While the number of net zero laws is increasing, less positively the Net Zero Tracker highlights that more than 75% of national and sub-national governments are not transparent on whether they intend to use external offsetting to meet their targets.
Businesses and finance
Businesses and the financial sector are also making net zero commitments, and at an increasing pace. It is hoped that these actions – along with those from cities and regions – will both directly contribute to meeting the Paris goals and influence national governments to commit more to reducing emissions.

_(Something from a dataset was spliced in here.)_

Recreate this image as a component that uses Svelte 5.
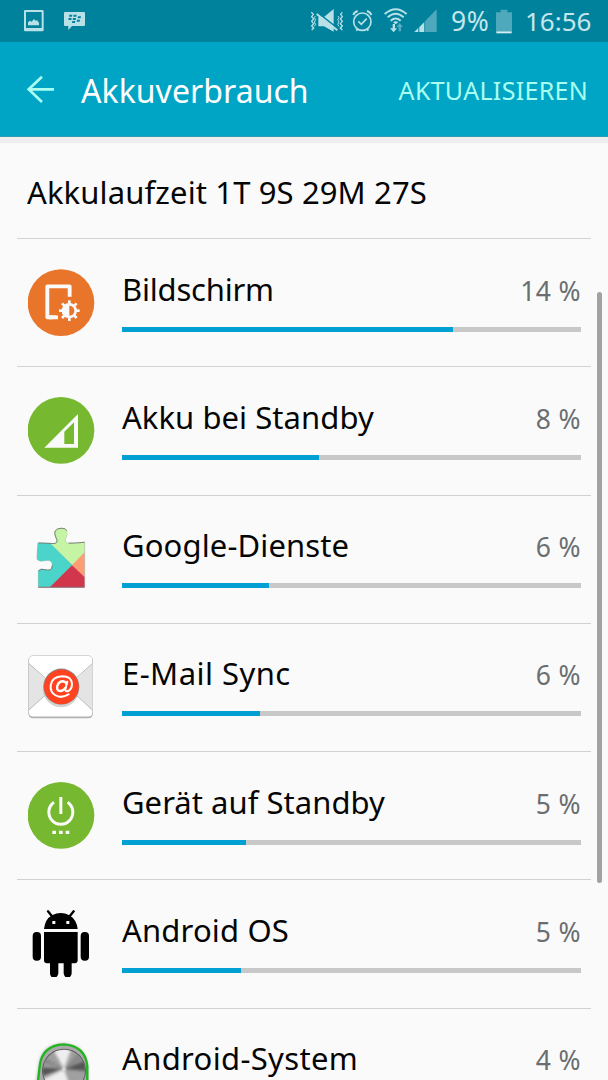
<script>
  const rows = [
    { icon: 'screen', name: 'Bildschirm', value: '14 %', fill: 72.1, spacing: -0.2 },
    { icon: 'signal', name: 'Akku bei Standby', value: '8 %', fill: 43, spacing: 0.06 },
    { icon: 'play', name: 'Google-Dienste', value: '6 %', fill: 32, spacing: 0.13 },
    { icon: 'mail', name: 'E-Mail Sync', value: '6 %', fill: 30, spacing: 0.45 },
    { icon: 'power', name: 'Gerät auf Standby', value: '5 %', fill: 27, spacing: 0.04 },
    { icon: 'android', name: 'Android OS', value: '5 %', fill: 26, spacing: 0.17 },
    { icon: 'system', name: 'Android-System', value: '4 %', fill: 22, spacing: 0.34 }
  ];
  const boxes = {
    screen: '84 326 201 201',
    signal: '39 36 201 201',
    play: '39 30.3 201 201',
    mail: '39 40.2 201 201',
    power: '39 36 201 201',
    android: '39 45 201 201',
    system: '39 115 201 201'
  };
  const teeth = [0, 45, 90, 135, 180, 225, 270, 315];
</script>

<div class="phone">
  <header>
    <div class="status">
      <svg class="notif" viewBox="60 0 210 126">
        <g fill="#b8e0e7">
          <path fill-rule="evenodd" d="M76 30h51q4 0 4 4v56q0 4-4 4H76q-4 0-4-4V34q0-4 4-4zM78 36v48h47V36z" />
          <path d="M84 76v-9l6-5 5 3 7-8 5 5 4-1 6 7v8z" />
          <path d="M195 36h57q3 0 3 3v36q0 3-3 3h-36l-11 12V78h-10q-3 0-3-3V39q0-3 3-3z" />
        </g>
        <g fill="#00829d">
          <path d="M208 44h9l-1 6h-9zM221 44h9l-1 6h-9zM206 54h9l-1 6h-9zM219 54h9l-1 6h-9zM234 49h9l-1 6h-9zM231 59h9l-1 6h-9zM217 63h9l-1 6h-9z" />
        </g>
      </svg>
      <div class="right">
        <svg class="indicators" viewBox="24 0 396 126">
          <g fill="none" stroke="#b8e0e7" stroke-width="3.6">
            <path d="M34 37l6 6-5 7 6 7-6 7 6 7-6 7 6 6-6 6M127 37l-5 6 5 7-6 7 6 7-6 7 6 7-6 6 6 6" stroke-width="4" />
            <path d="M46 48l-3 5 4 6-4 7 4 7-4 6M114 48l3 5-4 6 4 7-4 7 4 6" stroke-width="3" />
            <circle cx="187" cy="65" r="26" stroke-width="5" />
            <path d="M175 64l9 9 16-17" stroke-width="5" />
            <path d="M160 45q3-9 13-12M214 45q-3-9-13-12M169 92l5-6M205 92l-5-6" stroke-width="6" />
            <path d="M254 42q33-29 66 0M263 52q24-21 48 0M272 62q15-13 30 0" stroke-width="6" />
          </g>
          <path d="M55 51h17l29-24v68L72 79H55z" fill="#b8e0e7" />
          <path d="M52 37L114 86" stroke="#00829d" stroke-width="5" />
          <path d="M50 42L112 91" stroke="#b8e0e7" stroke-width="6" />
          <path d="M279 67q8-7 16 0l-8 6z" fill="#b8e0e7" />
          <path d="M278 72h7v13h6L281 97l-11-12h8z" fill="#b8e0e7" />
          <path d="M296 94V81h-7l10-12 10 12h-6v13z" fill="#55abc0" />
          <path d="M343 96L410 28v68z" fill="#4ea9bc" />
          <path d="M343 96l12-12v12zM358 82l15-15v29h-15z" fill="#b8e0e7" />
          <path d="M356 82v14M374 62v34" stroke="#00829d" stroke-width="2" />
        </svg>
        <span class="charge">9%</span>
        <svg class="battery" viewBox="168 24 48 75"><path d="M168 34h14v-8h20v8h14v57h-48z" fill="#4da9bb" /><path d="M169 91h46v6h-46z" fill="#d5edf1" /></svg>
        <span class="clock">16:56</span>
      </div>
    </div>
    <div class="appbar">
      <svg class="back" viewBox="78 225 90 87" fill="none" stroke="#a9fff0" stroke-width="8"><path d="M162 268H86M126 230L86 268l40 38" /></svg>
      <h1>Akkuverbrauch</h1>
      <span class="action">AKTUALISIEREN</span>
    </div>
  </header>

  <main>
    <h2>Akkulaufzeit 1T 9S 29M 27S</h2>
    {#each rows as row}
      <section class="row">
        <svg class="icon" viewBox={boxes[row.icon]}>
          {#if row.icon === 'screen'}
            <circle cx="183" cy="427" r="100" fill="#e9752b" />
            <path d="M209 409V378H142V471H174" fill="none" stroke="#fafafa" stroke-width="11.5" stroke-linejoin="round" />
            <path d="M160 460L179 480H160z" fill="#e9752b" />
            <path d="M146 465h22l7 12h-29z" fill="#fafafa" />
            <g transform="translate(208 451)">
              {#each teeth as angle}
                <rect x="-4" y="-31" width="8" height="14" fill="#fafafa" transform="rotate({angle})" />
              {/each}
              <circle r="23" fill="#fafafa" />
              <path d="M0-15a15 15 0 0 1 0 30z" fill="#e9752b" />
            </g>
          {:else if row.icon === 'signal'}
            <circle cx="138" cy="136" r="100" fill="#76b82f" />
            <path fill-rule="evenodd" d="M88 188L189 87v101zM148 140v37h29V112z" fill="#fafafa" />
          {:else if row.icon === 'play'}
            <defs>
              <clipPath id="puzzle"><path d="M69 84q27 1 47 2 11-1 9-11-9-19-5-27 5-8 19-8 13 0 16 8 4 10-3 22-4 13 9 15 25 0 48-3V217H70V168q8-8 18-4 24 7 24-13 0-18-22-14-15 5-24-4-1-8 3-49z" /></clipPath>
            </defs>
            <path d="M69 84q27 1 47 2 11-1 9-11-9-19-5-27 5-8 19-8 13 0 16 8 4 10-3 22-4 13 9 15 25 0 48-3V217H70V168q8-8 18-4 24 7 24-13 0-18-22-14-15 5-24-4-1-8 3-49z" fill="#aaa" stroke="#b5bab7" stroke-width="2" />
            <g clip-path="url(#puzzle)">
              <path d="M60 30h150v82l-38 39-64-63z" fill="#c5f4a5" />
              <path d="M60 80h40l72 71-66 66H60z" fill="#4bd4ca" />
              <path d="M209 112v77l-38-38z" fill="#ff9c74" />
              <path d="M171 151l40 38v30H102z" fill="#d2364c" />
            </g>
            <path d="M70 84q27 1 47 2 11-1 9-11-9-19-5-27 5-8 19-8 13 0 16 8M161 85q25 0 48-3M70 168q8-8 18-4 24 7 24-13" fill="none" stroke="#68736c" stroke-width="3" opacity=".8" />
            <path d="M70 217h139" stroke="#8d6a70" stroke-width="3" />
          {:else if row.icon === 'mail'}
            <rect x="40" y="48" width="194" height="188" rx="14" fill="#b1b1b1" />
            <rect x="42" y="49" width="190" height="182" rx="12" fill="#fff" />
            <path d="M42 72L115 142 42 211zM232 72L160 142l72 69z" fill="#e4e4e4" />
            <path d="M42 72l73 65M232 72l-73 65M42 211l60-55M232 211l-60-55" stroke="#b9b9b9" stroke-width="3" />
            <circle cx="138" cy="149" r="54" fill="#bbb" opacity=".65" />
            <circle cx="139" cy="141" r="54" fill="#8f8784" />
            <circle cx="139" cy="142" r="52" fill="#ff4320" />
            <g fill="none" stroke="#fff" stroke-linecap="round">
              <path d="M161 164Q139 178 121 167 105 157 107 138 110 111 142 110 169 110 171 132 171 152 157 155 148 155 152 145L157 126" stroke-width="6" />
              <path d="M152 144Q143 156 133 154 124 151 127 139 131 125 144 125 152 126 154 132" stroke-width="7" />
            </g>
          {:else if row.icon === 'power'}
            <circle cx="138" cy="136" r="100" fill="#76b82f" />
            <path d="M117 97a36 36 0 1 0 41 0" fill="none" stroke="#fafafa" stroke-width="9" />
            <path d="M133 81h9v51h-9zM112 182h11v10h-11zM132 182h11v10h-11zM152 182h11v10h-11z" fill="#fafafa" />
          {:else if row.icon === 'android'}
            <path d="M87 102Q90 73 111 61q27-14 52 0 22 13 25 41zM87 111h101v85q0 9-9 9h-9v30q-1 13-12 13t-12-13v-30h-16v30q-1 13-13 13t-12-13v-30h-9q-9 0-9-9z" />
            <rect x="53" y="111" width="25" height="86" rx="12" />
            <rect x="197" y="111" width="25" height="86" rx="12" />
            <path d="M99 49l12 15M176 49l-12 15" stroke="#000" stroke-width="7" stroke-linecap="round" />
            <path d="M112 78h9v9h-9zM154 78h9v9h-9z" fill="#fafafa" />
          {:else}
            <defs>
              <filter id="soften" x="-10%" y="-10%" width="120%" height="120%"><feGaussianBlur stdDeviation="4" /></filter>
              <clipPath id="knob"><circle cx="147" cy="213" r="63" /></clipPath>
            </defs>
            <path d="M60 270l11-76Q78 134 145 131q64 3 74 64v75z" fill="#999" opacity=".6" filter="url(#soften)" />
            <path d="M66 270l8-70Q81 137 146 134q65 4 71 66v70z" fill="#aaa" stroke="#20b421" stroke-width="7" />
            <circle cx="147" cy="213" r="66" fill="#5c5c5c" />
            <circle cx="147" cy="213" r="63" fill="#a0a0a0" />
            <g clip-path="url(#knob)">
              <g filter="url(#soften)">
                <path d="M147 208L112 145q30-11 58 0zM147 208l-70 35 10 50h90z" fill="#eee" />
                <path d="M147 208L80 203v27zM147 208l70-28v34z" fill="#555" />
                <path d="M147 208L85 170l-5 20zM147 208l43-50 17 22z" fill="#888" />
              </g>
              <circle cx="147" cy="208" r="5" fill="#fff" filter="url(#soften)" />
            </g>
          {/if}
        </svg>
        <div class="details">
          <div class="line">
            <span class="name" style="letter-spacing: {row.spacing}px">{row.name}</span>
            <span class="value">{row.value}</span>
          </div>
          <div class="track"><div class="fill" style="width: {row.fill}%"></div></div>
        </div>
      </section>
    {/each}
  </main>
  <div class="scrollbar"></div>
</div>

<style>
  :global(body) { margin: 0; background: #fafafa; }
  .phone {
    position: relative;
    width: 608px;
    height: 1080px;
    overflow: hidden;
    background: #fafafa;
    font-family: "Noto Sans", sans-serif;
    color: #050505;
    white-space: nowrap;
  }
  svg { display: block; flex: none; }
  header { border-bottom: 6px solid #eceef0; }
  .status {
    height: 42px;
    display: flex;
    justify-content: space-between;
    padding: 0 16px 0 20px;
    background: #00829d;
    color: #c5e6ec;
  }
  .notif { width: 70px; height: 42px; }
  .right { display: flex; align-items: center; }
  .indicators { width: 132px; height: 42px; margin-right: 11px; }
  .charge, .clock { font-size: 26px; line-height: 42px; }
  .charge { width: 45px; font-size: 26.5px; letter-spacing: 0.5px; }
  .battery { width: 16px; height: 25px; }
  .clock { width: 67px; margin-left: 13px; }
  .appbar {
    height: 94px;
    display: flex;
    align-items: center;
    padding: 0 20px 0 26px;
    background: #00a5c6;
    border-bottom: 1px solid #2d9db4;
    box-sizing: content-box;
  }
  .back { width: 30px; height: 29px; }
  h1 { margin: 0 auto 0 25px; padding-top: 3px; font-size: 32px; font-weight: 400; line-height: 44px; letter-spacing: 0.05px; color: #fff; }
  .action { padding-top: 1px; font-size: 25px; line-height: 36px; letter-spacing: 0.3px; color: #a9fff0; }
  main { padding: 0 17px; }
  h2 {
    height: 95px;
    margin: 0;
    padding-left: 10px;
    font-size: 31px;
    font-weight: 400;
    line-height: 98px;
    letter-spacing: 0.13px;
  }
  .row {
    height: 128.3px;
    box-sizing: border-box;
    border-top: 1px solid #d2d2d2;
    display: flex;
    padding: 29.5px 10px 0 11px;
  }
  .icon { width: 67px; height: 67px; margin-right: 27px; }
  .details { flex: 1; }
  .line { height: 58px; display: flex; justify-content: space-between; }
  .name { font-size: 31px; line-height: 40px; }
  .value { font-size: 26.5px; line-height: 45px; letter-spacing: 0.4px; color: #6b6e70; }
  .track { height: 5px; background: #c8c8c8; }
  .fill { height: 5px; background: #00a1d2; }
  .scrollbar { position: absolute; left: 597px; top: 292px; width: 5px; height: 591px; border-radius: 3px; background: #a0a2a3; }
</style>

Under the umbrella of the UN’s Race to Zero campaign, more than 450 institutions including banks, insurers and investors, responsible for over US$130 trillion of private finance assets, have committed to net zero targets through the Glasgow Financial Alliance for Net Zero (GFANZ). There are various initiatives to support the private sector in reducing its emissions in line with the Paris Agreement, for instance providing guidance on setting credible pledges, and criteria against which to monitor progress, highlight gaps and hold organisations to account. These include UN guidance for ‘non-state entities’ (including businesses and cities), the Science Based Targets initiative (SBTi), the Transition Pathway Initiative (TPI), and Climate Action 100+.
Cities and regions
Individual cities and regions are also setting net zero targets. Cities are taking independent action to reduce emissions (e.g. London has expanded its Ultra Low Emission Zone to become the largest zone of its kind in Europe), and they are also acting in coalitions. For example, more than 1,000 cities and local governments have joined the Cities Race to Zero to “raise climate ambition” and contribute to reaching the 2050 net zero target. Cities are home to more than half of the human population and in democracies their inhabitants can influence national policy with their voting choices; they make an outsized contribution to emissions; and they are likely to suffer acute climate impacts – so their role in climate action is very important.